Problem description: Look at the data below and print exactly the lines from its first line through the line with "import React from 'react';"; the pictures stay out of the copy.

Data extract:
+---+

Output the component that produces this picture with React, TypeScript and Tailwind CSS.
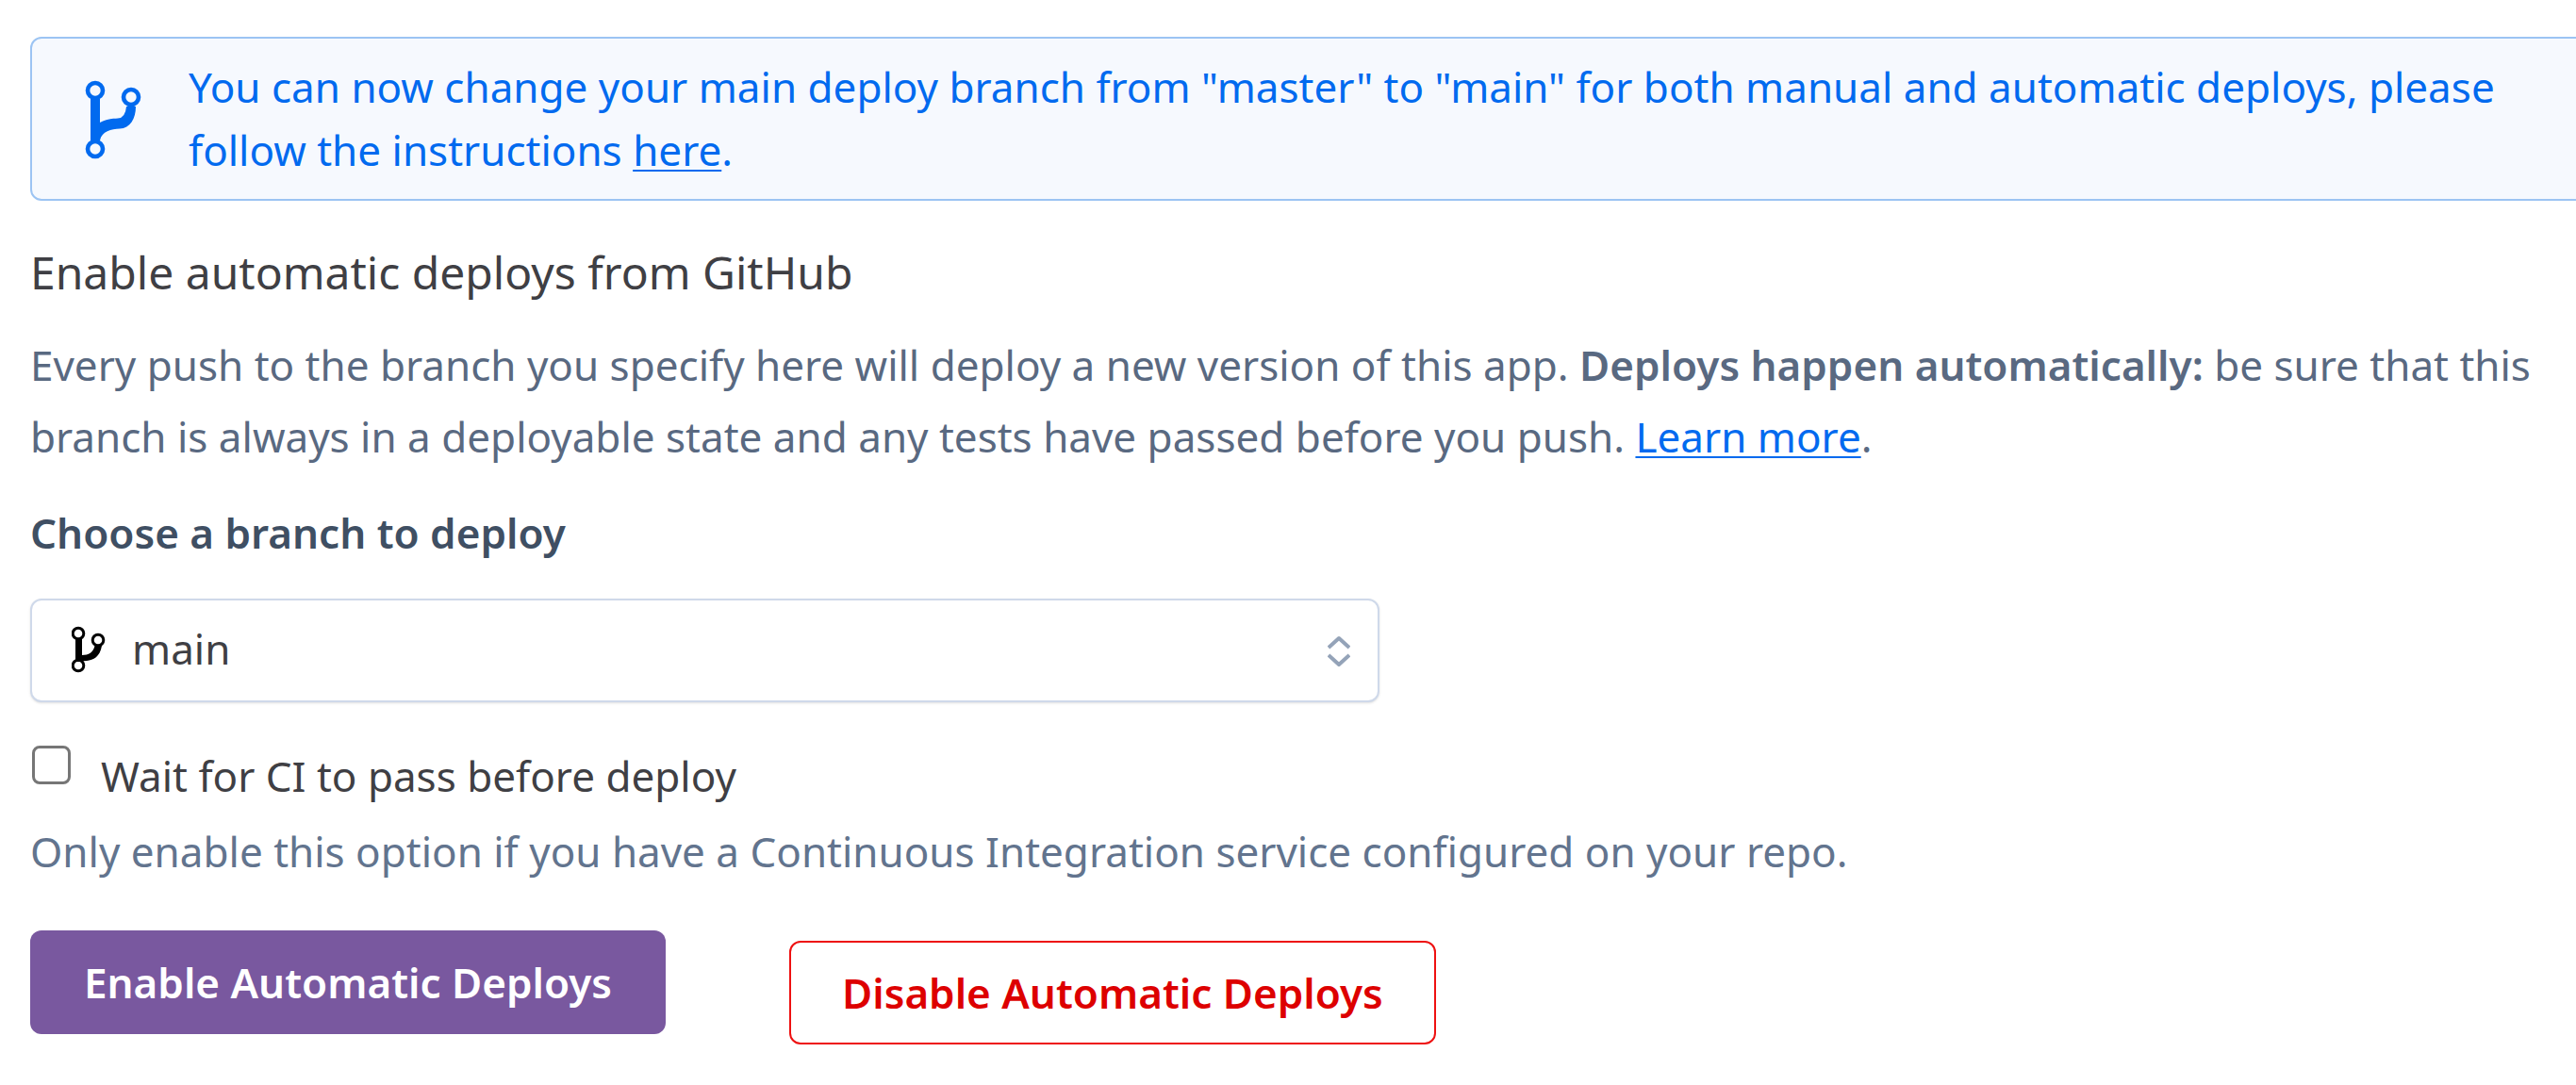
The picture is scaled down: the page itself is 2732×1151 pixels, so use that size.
import React from 'react';

function BranchIcon({ className }: { className: string }) {
  return (
    <svg viewBox="0 0 64 88" className={className} fill="none" stroke="currentColor" aria-hidden="true">
      <circle cx="13" cy="14" r="8" strokeWidth="4.6" />
      <circle cx="51" cy="21" r="8" strokeWidth="4.6" />
      <circle cx="13" cy="76" r="8" strokeWidth="4.6" />
      <path
        d="M8 23H18V48C25 44 31 44 37 43.500Q45 43 46 31H56C56 44 50 54 39 54.500C30 55 20 57 18 67H8Z"
        fill="currentColor"
        stroke="none"
      />
    </svg>
  );
}

function SmallBranchIcon({ className }: { className: string }) {
  return (
    <svg viewBox="0 0 36 50" className={className} fill="none" stroke="currentColor" aria-hidden="true">
      <circle cx="7" cy="8" r="5.8" strokeWidth="3" />
      <circle cx="28" cy="15" r="5.8" strokeWidth="3" />
      <circle cx="7" cy="42" r="5.8" strokeWidth="3" />
      <path d="M4 13H11V31C18 31 23 28 24.500 21H32C30 33 23 36 16 37Q12 37 10 38H4Z" fill="currentColor" stroke="none" />
    </svg>
  );
}

function SortIcon({ className }: { className: string }) {
  return (
    <svg viewBox="0 0 24 34" className={className} fill="none" stroke="currentColor" strokeWidth="4" strokeLinejoin="round" aria-hidden="true">
      <path d="M1 13L12 3L23 13M1 21L12 31L23 21" />
    </svg>
  );
}

export default function App() {
  return (
    <main className="min-h-screen overflow-hidden bg-white pt-[39px] pb-8 pl-8 font-['Noto_Sans',sans-serif] text-[44px] text-[#596981]">
      <section className="-mr-4 flex items-center rounded-xl border-2 border-[#9cc4f3] bg-[#f6f9fe] py-[18px] pl-[54px] text-[#016aef]">
        <BranchIcon className="h-[88px] w-16 shrink-0" />
        <p className="ml-12 leading-[67px]">
          You can now change your main deploy branch from "master" to "main" for both manual and automatic deploys, please<br />
          follow the instructions{' '}
          <a href="#instructions" className="underline decoration-2 underline-offset-4">here</a>.
        </p>
      </section>
      <h1 className="mt-[38px] text-[48px] leading-[76px] text-[#3f3f44]">Enable automatic deploys from GitHub</h1>
      <p className="mt-[22px] leading-[76px]">
        Every push to the branch you specify here will deploy a new version of this app.{' '}
        <strong className="font-semibold">Deploys happen automatically:</strong> be sure that this<br />
        branch is always in a deployable state and any tests have passed before you push.{' '}
        <a href="#learn-more" className="text-[#016aef] underline decoration-2 underline-offset-4">Learn more</a>.
      </p>
      <form onSubmit={(event) => event.preventDefault()}>
        <label htmlFor="branch" className="mt-[26px] block leading-[76px] font-semibold text-[#3f4f63]">
          Choose a branch to deploy
        </label>
        <div className="relative mt-8 w-[53%] text-[#3f3f44]">
          <SmallBranchIcon className="pointer-events-none absolute top-[29px] left-11 h-[50px] w-9 text-black" />
          <select
            id="branch"
            defaultValue="main"
            className="block h-[110px] w-full appearance-none rounded-xl border-2 border-[#cfd9ea] bg-white pr-20 pb-1 pl-[106px] shadow-sm"
          >
            <option value="main">main</option>
          </select>
          <SortIcon className="pointer-events-none absolute top-[39px] right-[31px] h-[34px] w-6 text-[#94a3b8]" />
        </div>
        <div className="mt-10 flex items-start gap-8">
          <input
            id="wait-for-ci"
            type="checkbox"
            className="mt-1.5 ml-0.5 size-[41px] shrink-0 appearance-none rounded-lg border-3 border-[#767676] bg-white checked:bg-[#79589f]"
          />
          <label htmlFor="wait-for-ci" className="leading-[76px] text-[#3f3f44]">Wait for CI to pass before deploy</label>
        </div>
        <p className="mt-1 leading-[76px] text-[#62748e]">
          Only enable this option if you have a Continuous Integration service configured on your repo.
        </p>
        <div className="mt-[46px] flex items-start gap-[131px] font-semibold">
          <button type="submit" className="h-[110px] rounded-xl bg-[#79589f] px-[57px] text-white">
            Enable Automatic Deploys
          </button>
          <button type="button" className="mt-[11px] h-[110px] rounded-xl border-2 border-[#e11] px-[54px] text-[#dd0000]">
            Disable Automatic Deploys
          </button>
        </div>
      </form>
    </main>
  );
}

+---+

Written reply:
Output the component that produces this picture with React, TypeScript and Tailwind CSS.
The picture is scaled down: the page itself is 2732×1151 pixels, so use that size.
import React from 'react';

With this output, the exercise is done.